When I flag this up the same tired old arguments of bias and the law being all in the tenant’s favour get thrown back at me. The law is what it is people. I can understand that you aren’t happy with it but that doesn’t mean that advice workers are at fault or even biased towards tenants.

Being brutally frank, if landlords want to avoid being blocked by the law, first find out what it is. Educate yourselves so you actually know what you are doing. I am more than happy to help with that and see this as the main part of my role, rather than simply legal enforcement tasks.

Now, do people in my position deliberately try to block possession proceedings just on principle?

No is the short answer, for the same reasons outlined above. I’ll let you into a secret though, we used to.

I started in this line of work in 1990, February 2nd to be precise. Back in those days TRO’s like me saw their role differently, we only helped tenants. If a landlord cocked up possession action that was their affair and they should get their own lawyer. To advise them impartially was seen as a conflict of interest. How could we advise our tenant on their rights and at the same time advise a landlord how to get rid of our client more efficiently?

We would spot defective notices surely enough but then just wait until things got to court, bring it to the judge’s attention at the 11th hour and get the case thrown out. Snakes and ladders, all the way back to square-one for the landlord.

However in 1999 Lord Woolf carried out an investigation into the ways that courts and lawyers worked and introduced massive changes that both streamlined procedures and stopped these daft games that all lawyers and legal reps played on both sides (because landlord’s representatives used these kinds of tricks too). They were called the ‘Woolf Reforms’.

For county courts, out went the wigs and gowns and the ability for anyone to sit at the back of the court listening to everyone’s personal predicaments and in came notions of access to justice and impartial advice, an end to last minute surprise defences.
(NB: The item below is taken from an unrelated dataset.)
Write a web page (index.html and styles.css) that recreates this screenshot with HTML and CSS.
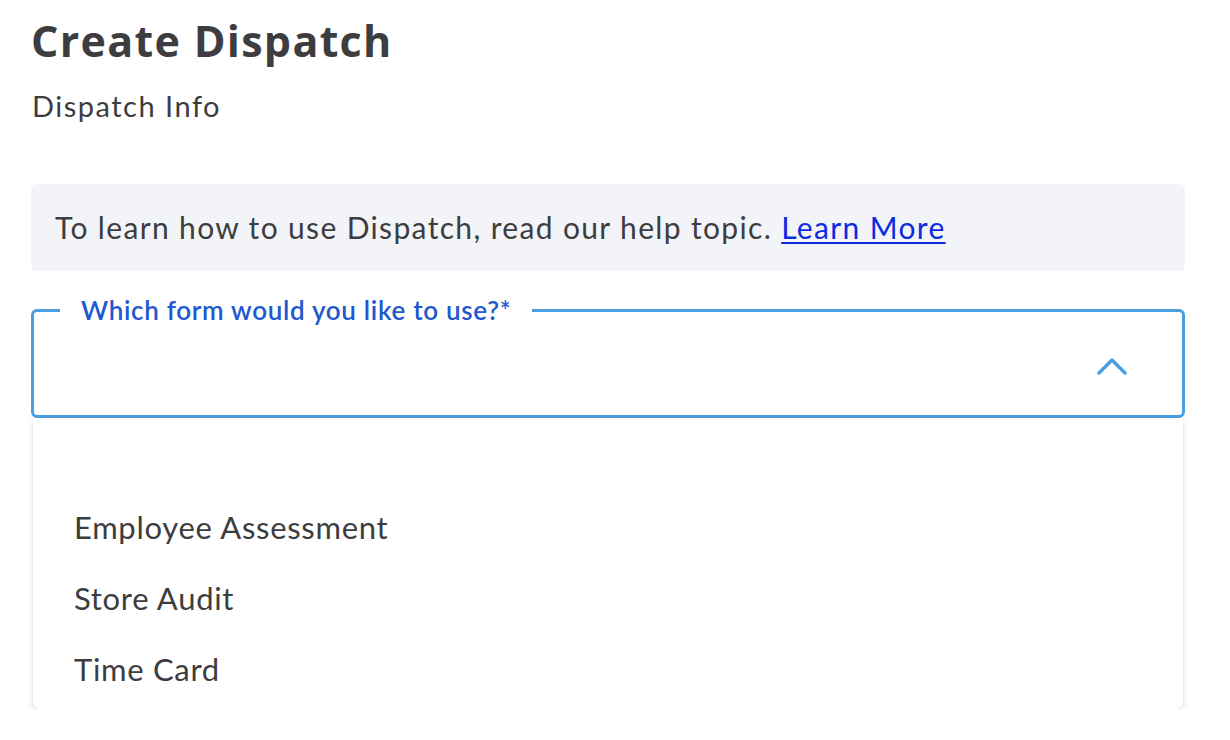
FILE: index.html
```html
<!DOCTYPE html>
<html lang="en">
<head>
<meta charset="utf-8">
<title>Create Dispatch</title>
<link rel="stylesheet" href="styles.css">
</head>
<body>
<main class="page">
  <h1 class="title">Create Dispatch</h1>
  <h2 class="subtitle">Dispatch Info</h2>
  <div class="info"><span>To learn how to use Dispatch, read our help topic. <a class="info-link" href="#">Learn More</a></span></div>
  <div class="select">
    <fieldset class="select-field">
      <legend class="select-legend">Which form would you like to use?*</legend>
      <div class="select-control">
        <span class="select-value"></span>
        <svg class="chevron" width="30" height="17" viewBox="0 0 30 17" aria-hidden="true">
          <path d="M2 15 L15 2 L28 15" fill="none" stroke="#4a9fe0" stroke-width="3.4" stroke-linecap="round" stroke-linejoin="round"/>
        </svg>
      </div>
    </fieldset>
    <ul class="menu">
      <li class="menu-item menu-item-empty"></li>
      <li class="menu-item">Employee Assessment</li>
      <li class="menu-item">Store Audit</li>
      <li class="menu-item">Time Card</li>
    </ul>
  </div>
</main>
</body>
</html>
```
FILE: styles.css
```css
* { box-sizing: border-box; }
html, body { margin: 0; padding: 0; background: #ffffff; }
body {
  font-family: "Lato", "Liberation Sans", sans-serif;
  color: #3d3d3f;
}
.page {
  padding: 0 45px 0 31px;
}
.title {
  margin: 0;
  padding-top: 13px;
  font-family: "Open Sans", "Lato", sans-serif;
  font-size: 43px;
  line-height: 56px;
  font-weight: 700;
  letter-spacing: 1.3px;
}
.subtitle {
  margin: 20px 0 0 0;
  padding-left: 1px;
  font-size: 29px;
  line-height: 34px;
  font-weight: 400;
  letter-spacing: 1.5px;
}
.info {
  margin-top: 61px;
  height: 87px;
  background: #f3f4f8;
  border-radius: 6px;
  padding: 0 24px 2px;
  display: flex;
  align-items: center;
  font-size: 30px;
  letter-spacing: 1.35px;
}
.info-link {
  color: #0b2be2;
  text-decoration: underline;
  text-decoration-thickness: 2px;
  text-underline-offset: 3px;
}
.select {
  margin-top: 24px;
}
.select-field {
  margin: 0;
  padding: 0;
  border: 3px solid #4a9fe0;
  border-radius: 6px;
  min-width: 0;
}
.select-legend {
  margin-left: 26px;
  padding: 0 21px;
  font-size: 26px;
  line-height: 30px;
  font-weight: 600;
  letter-spacing: 0.7px;
  color: #2158cf;
}
.select-control {
  height: 90px;
  display: flex;
  align-items: center;
  justify-content: flex-end;
  padding-right: 55px;
  padding-bottom: 8px;
}
.chevron { display: block; }
.menu {
  list-style: none;
  margin: 0 2px;
  padding: 2px 0 5px;
  background: #ffffff;
  border-radius: 0 0 6px 6px;
  box-shadow: 0 2px 6px rgba(40, 60, 110, 0.14), 0 0 1px rgba(40, 60, 110, 0.2);
}
.menu-item {
  height: 71px;
  display: flex;
  align-items: center;
  padding-left: 41px;
  font-size: 31px;
  letter-spacing: 0.7px;
}
```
After Woolf people in my position can expect to be bollocked by judges for using silence as a tactic and we could even find ourselves liable for some of the court costs if we don’t bring defective notices to a landlord’s attention and leave it to the court hearing to do so.

That’s when things started to change for people in my kinds of jobs, and for the better I have to say. As much as it was black-humoured fun for us pre-Woolf I admit it really wasn’t on.

Now we have to be involved in impartial advice from the start. We have to let landlords know when they are legally off track. When we do so we’re accused of being difficult and biased for just telling people what the law says. I suppose it’s a step up from being accused of being a Bushwhacker, which is what we were in the old days but it’s still wide of the mark.

You all know what the legal eviction procedure is, or at least have an overview of it. It’s lengthy, it’s complex and fraught with potholes but advisers didn’t invent it. If we didn’t tell you that your paperwork was not sufficient enough to gain the possession order that you seek, we wouldn’t be doing what we are paid for, we would be morally and legally remiss and you would spend money and time needlessly. Believe it or not we are doing you a favour, and unlike a solicitor, we are doing it for free. We aren’t merely blocking you to be difficult.

Landlords have to take some responsibility in this. It is your income and you really should educate yourself enough to know what is required in your industry, or at the very least pay someone who does have that knowledge (Licensed agents anyone?). In the past few months I have had several landlords in who have been seeking my assistance and I have given them legal hand-outs that I have written myself. I’ve given them my mobile number, signposted them to websites that can help them without having to employ expensive solicitors or online evictions services and they have come back in to ask me to examine their paperwork , which I am more than happy to do, only to find they have downloaded Section 33 notices from a website specialising in Scottish ASTs. How far do I have to go? Hold their hands on the keyboard?

When I point out the mistake I get abuse and, more tediously, accused of being on the tenant’s side.

Education, Education, Education….and while you are at it, don’t shoot the messenger!